Data shown:
· · · · · · ·

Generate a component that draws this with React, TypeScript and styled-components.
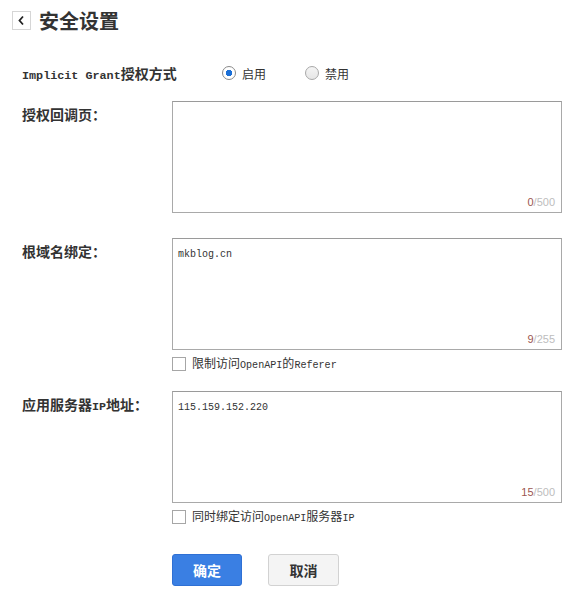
import React from "react";
import styled, { createGlobalStyle } from "styled-components";

const GlobalStyle = createGlobalStyle`
  html, body { margin: 0; padding: 0; background: #ffffff; }
  body {
    font-family: "Noto Sans CJK SC", "Liberation Sans", sans-serif;
    color: #333333;
  }
  * { box-sizing: border-box; }
`;

const Page = styled.div`
  width: 573px;
  min-height: 594px;
  background: #fff;
`;

const Header = styled.div`
  display: flex;
  align-items: center;
  height: 41px;
  padding-left: 12px;
  gap: 8px;
`;

const BackButton = styled.button`
  width: 19px;
  height: 19px;
  padding: 0;
  border: 1px solid #d6d6d6;
  background: #fff;
  display: flex;
  align-items: center;
  justify-content: center;
  cursor: pointer;
`;

const Title = styled.h1`
  margin: 0;
  font-size: 20px;
  font-weight: 700;
  color: #333;
  line-height: 24px;
`;

const Form = styled.div`
  display: flex;
  flex-direction: column;
  padding-left: 22px;
`;

const Latin = styled.span`
  font-family: "Liberation Mono", monospace;
  font-size: 0.84em;
  line-height: 1;
`;

const RadioRow = styled.div`
  display: flex;
  align-items: center;
  height: 20px;
  margin-top: 22px;
`;

const RowLabel = styled.div<{ $width: number }>`
  width: ${(p) => p.$width}px;
  flex: none;
  font-size: 14px;
  font-weight: 700;
  color: #333;
  line-height: 20px;
`;

const RadioOption = styled.label`
  display: flex;
  align-items: center;
  gap: 6px;
  width: 83px;
  font-size: 12px;
  color: #333;
  cursor: pointer;
`;

const RadioCircle = styled.span<{ $checked: boolean }>`
  width: 14px;
  height: 14px;
  border-radius: 50%;
  border: 1px solid ${(p) => (p.$checked ? "#8a8a8a" : "#a8a8a8")};
  background: ${(p) =>
    p.$checked
      ? "radial-gradient(circle, #1b6fd6 0, #1b6fd6 3px, #ffffff 3.5px)"
      : "linear-gradient(#f4f4f4, #e6e6e6)"};
  flex: none;
`;

const FieldRow = styled.div<{ $top: number }>`
  display: grid;
  grid-template-columns: 150px 390px;
  margin-top: ${(p) => p.$top}px;
`;

const FieldLabel = styled.div`
  font-size: 14px;
  font-weight: 700;
  color: #333;
  line-height: 20px;
  height: 20px;
  margin-top: 3px;
`;

const FieldBody = styled.div`
  display: flex;
  flex-direction: column;
`;

const AreaWrap = styled.div`
  position: relative;
  width: 390px;
  height: 112px;
`;

const Area = styled.textarea`
  width: 100%;
  height: 100%;
  resize: none;
  border: 1px solid #a9a9a9;
  border-top-color: #9a9a9a;
  padding: 8px 5px;
  font-family: "Liberation Mono", monospace;
  font-size: 10px;
  line-height: 16px;
  color: #333;
  outline: none;
  display: block;
`;

const Counter = styled.span`
  position: absolute;
  right: 7px;
  bottom: 4px;
  font-family: "Liberation Sans", sans-serif;
  font-size: 11px;
  color: #bdbdbd;
  line-height: 14px;
`;

const CounterNum = styled.span`
  color: #9b5650;
`;

const CheckRow = styled.label`
  display: flex;
  align-items: center;
  gap: 6px;
  height: 14px;
  margin-top: 7px;
  font-size: 12px;
  color: #333;
  line-height: 14px;
  cursor: pointer;
`;

const CheckBox = styled.span`
  width: 14px;
  height: 14px;
  border: 1px solid #a6a6a6;
  background: #fff;
  flex: none;
`;

const ButtonRow = styled.div`
  display: flex;
  gap: 26px;
  margin-top: 30px;
  margin-left: 150px;
`;

const Button = styled.button<{ $primary?: boolean }>`
  width: ${(p) => (p.$primary ? 70 : 71)}px;
  height: 32px;
  border-radius: 3px;
  border: 1px solid ${(p) => (p.$primary ? "#2f70d4" : "#d2d2d2")};
  background: ${(p) => (p.$primary ? "#3a7fe3" : "#f4f4f4")};
  color: ${(p) => (p.$primary ? "#ffffff" : "#333333")};
  font-family: "Noto Sans CJK SC", sans-serif;
  font-size: 14px;
  font-weight: 700;
  cursor: pointer;
  padding: 0;
`;

type FieldProps = {
  label: React.ReactNode;
  value: string;
  max: number;
  top: number;
  check?: React.ReactNode;
};

function Field({ label, value, max, top, check }: FieldProps) {
  return (
    <FieldRow $top={top}>
      <FieldLabel>{label}</FieldLabel>
      <FieldBody>
        <AreaWrap>
          <Area defaultValue={value} />
          <Counter>
            <CounterNum>{value.length}</CounterNum>/{max}
          </Counter>
        </AreaWrap>
        {check && (
          <CheckRow>
            <CheckBox />
            <span>{check}</span>
          </CheckRow>
        )}
      </FieldBody>
    </FieldRow>
  );
}

export default function App() {
  return (
    <Page>
      <GlobalStyle />
      <Header>
        <BackButton aria-label="返回">
          <svg width="9" height="11" viewBox="0 0 9 11">
            <path d="M6 1.5 L2.5 5.5 L6 9.5" fill="none" stroke="#222" strokeWidth="1.8" />
          </svg>
        </BackButton>
        <Title>安全设置</Title>
      </Header>
      <Form>
        <RadioRow>
          <RowLabel $width={200}>
            <Latin>Implicit Grant</Latin>授权方式
          </RowLabel>
          <RadioOption>
            <RadioCircle $checked />
            启用
          </RadioOption>
          <RadioOption>
            <RadioCircle $checked={false} />
            禁用
          </RadioOption>
        </RadioRow>
        <Field label="授权回调页：" value="" max={500} top={18} />
        <Field
          label="根域名绑定："
          value="mkblog.cn"
          max={255}
          top={25}
          check={
            <>
              限制访问<Latin>OpenAPI</Latin>的<Latin>Referer</Latin>
            </>
          }
        />
        <Field
          label={
            <>
              应用服务器<Latin>IP</Latin>地址：
            </>
          }
          value="115.159.152.220"
          max={500}
          top={20}
          check={
            <>
              同时绑定访问<Latin>OpenAPI</Latin>服务器<Latin>IP</Latin>
            </>
          }
        />
        <ButtonRow>
          <Button $primary>确定</Button>
          <Button>取消</Button>
        </ButtonRow>
      </Form>
    </Page>
  );
}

· · · · · · ·

Goal: Skip the images and write out the rest of the listing exactly.

Written response:
Generate a component that draws this with React, TypeScript and styled-components.
import React from "react";
import styled, { createGlobalStyle } from "styled-components";

const GlobalStyle = createGlobalStyle`
  html, body { margin: 0; padding: 0; background: #ffffff; }
  body {
    font-family: "Noto Sans CJK SC", "Liberation Sans", sans-serif;
    color: #333333;
  }
  * { box-sizing: border-box; }
`;

const Page = styled.div`
  width: 573px;
  min-height: 594px;
  background: #fff;
`;

const Header = styled.div`
  display: flex;
  align-items: center;
  height: 41px;
  padding-left: 12px;
  gap: 8px;
`;

const BackButton = styled.button`
  width: 19px;
  height: 19px;
  padding: 0;
  border: 1px solid #d6d6d6;
  background: #fff;
  display: flex;
  align-items: center;
  justify-content: center;
  cursor: pointer;
`;

const Title = styled.h1`
  margin: 0;
  font-size: 20px;
  font-weight: 700;
  color: #333;
  line-height: 24px;
`;

const Form = styled.div`
  display: flex;
  flex-direction: column;
  padding-left: 22px;
`;

const Latin = styled.span`
  font-family: "Liberation Mono", monospace;
  font-size: 0.84em;
  line-height: 1;
`;

const RadioRow = styled.div`
  display: flex;
  align-items: center;
  height: 20px;
  margin-top: 22px;
`;

const RowLabel = styled.div<{ $width: number }>`
  width: ${(p) => p.$width}px;
  flex: none;
  font-size: 14px;
  font-weight: 700;
  color: #333;
  line-height: 20px;
`;

const RadioOption = styled.label`
  display: flex;
  align-items: center;
  gap: 6px;
  width: 83px;
  font-size: 12px;
  color: #333;
  cursor: pointer;
`;

const RadioCircle = styled.span<{ $checked: boolean }>`
  width: 14px;
  height: 14px;
  border-radius: 50%;
  border: 1px solid ${(p) => (p.$checked ? "#8a8a8a" : "#a8a8a8")};
  background: ${(p) =>
    p.$checked
      ? "radial-gradient(circle, #1b6fd6 0, #1b6fd6 3px, #ffffff 3.5px)"
      : "linear-gradient(#f4f4f4, #e6e6e6)"};
  flex: none;
`;

const FieldRow = styled.div<{ $top: number }>`
  display: grid;
  grid-template-columns: 150px 390px;
  margin-top: ${(p) => p.$top}px;
`;

const FieldLabel = styled.div`
  font-size: 14px;
  font-weight: 700;
  color: #333;
  line-height: 20px;
  height: 20px;
  margin-top: 3px;
`;

const FieldBody = styled.div`
  display: flex;
  flex-direction: column;
`;

const AreaWrap = styled.div`
  position: relative;
  width: 390px;
  height: 112px;
`;

const Area = styled.textarea`
  width: 100%;
  height: 100%;
  resize: none;
  border: 1px solid #a9a9a9;
  border-top-color: #9a9a9a;
  padding: 8px 5px;
  font-family: "Liberation Mono", monospace;
  font-size: 10px;
  line-height: 16px;
  color: #333;
  outline: none;
  display: block;
`;

const Counter = styled.span`
  position: absolute;
  right: 7px;
  bottom: 4px;
  font-family: "Liberation Sans", sans-serif;
  font-size: 11px;
  color: #bdbdbd;
  line-height: 14px;
`;

const CounterNum = styled.span`
  color: #9b5650;
`;

const CheckRow = styled.label`
  display: flex;
  align-items: center;
  gap: 6px;
  height: 14px;
  margin-top: 7px;
  font-size: 12px;
  color: #333;
  line-height: 14px;
  cursor: pointer;
`;

const CheckBox = styled.span`
  width: 14px;
  height: 14px;
  border: 1px solid #a6a6a6;
  background: #fff;
  flex: none;
`;

const ButtonRow = styled.div`
  display: flex;
  gap: 26px;
  margin-top: 30px;
  margin-left: 150px;
`;

const Button = styled.button<{ $primary?: boolean }>`
  width: ${(p) => (p.$primary ? 70 : 71)}px;
  height: 32px;
  border-radius: 3px;
  border: 1px solid ${(p) => (p.$primary ? "#2f70d4" : "#d2d2d2")};
  background: ${(p) => (p.$primary ? "#3a7fe3" : "#f4f4f4")};
  color: ${(p) => (p.$primary ? "#ffffff" : "#333333")};
  font-family: "Noto Sans CJK SC", sans-serif;
  font-size: 14px;
  font-weight: 700;
  cursor: pointer;
  padding: 0;
`;

type FieldProps = {
  label: React.ReactNode;
  value: string;
  max: number;
  top: number;
  check?: React.ReactNode;
};

function Field({ label, value, max, top, check }: FieldProps) {
  return (
    <FieldRow $top={top}>
      <FieldLabel>{label}</FieldLabel>
      <FieldBody>
        <AreaWrap>
          <Area defaultValue={value} />
          <Counter>
            <CounterNum>{value.length}</CounterNum>/{max}
          </Counter>
        </AreaWrap>
        {check && (
          <CheckRow>
            <CheckBox />
            <span>{check}</span>
          </CheckRow>
        )}
      </FieldBody>
    </FieldRow>
  );
}

export default function App() {
  return (
    <Page>
      <GlobalStyle />
      <Header>
        <BackButton aria-label="返回">
          <svg width="9" height="11" viewBox="0 0 9 11">
            <path d="M6 1.5 L2.5 5.5 L6 9.5" fill="none" stroke="#222" strokeWidth="1.8" />
          </svg>
        </BackButton>
        <Title>安全设置</Title>
      </Header>
      <Form>
        <RadioRow>
          <RowLabel $width={200}>
            <Latin>Implicit Grant</Latin>授权方式
          </RowLabel>
          <RadioOption>
            <RadioCircle $checked />
            启用
          </RadioOption>
          <RadioOption>
            <RadioCircle $checked={false} />
            禁用
          </RadioOption>
        </RadioRow>
        <Field label="授权回调页：" value="" max={500} top={18} />
        <Field
          label="根域名绑定："
          value="mkblog.cn"
          max={255}
          top={25}
          check={
            <>
              限制访问<Latin>OpenAPI</Latin>的<Latin>Referer</Latin>
            </>
          }
        />
        <Field
          label={
            <>
              应用服务器<Latin>IP</Latin>地址：
            </>
          }
          value="115.159.152.220"
          max={500}
          top={20}
          check={
            <>
              同时绑定访问<Latin>OpenAPI</Latin>服务器<Latin>IP</Latin>
            </>
          }
        />
        <ButtonRow>
          <Button $primary>确定</Button>
          <Button>取消</Button>
        </ButtonRow>
      </Form>
    </Page>
  );
}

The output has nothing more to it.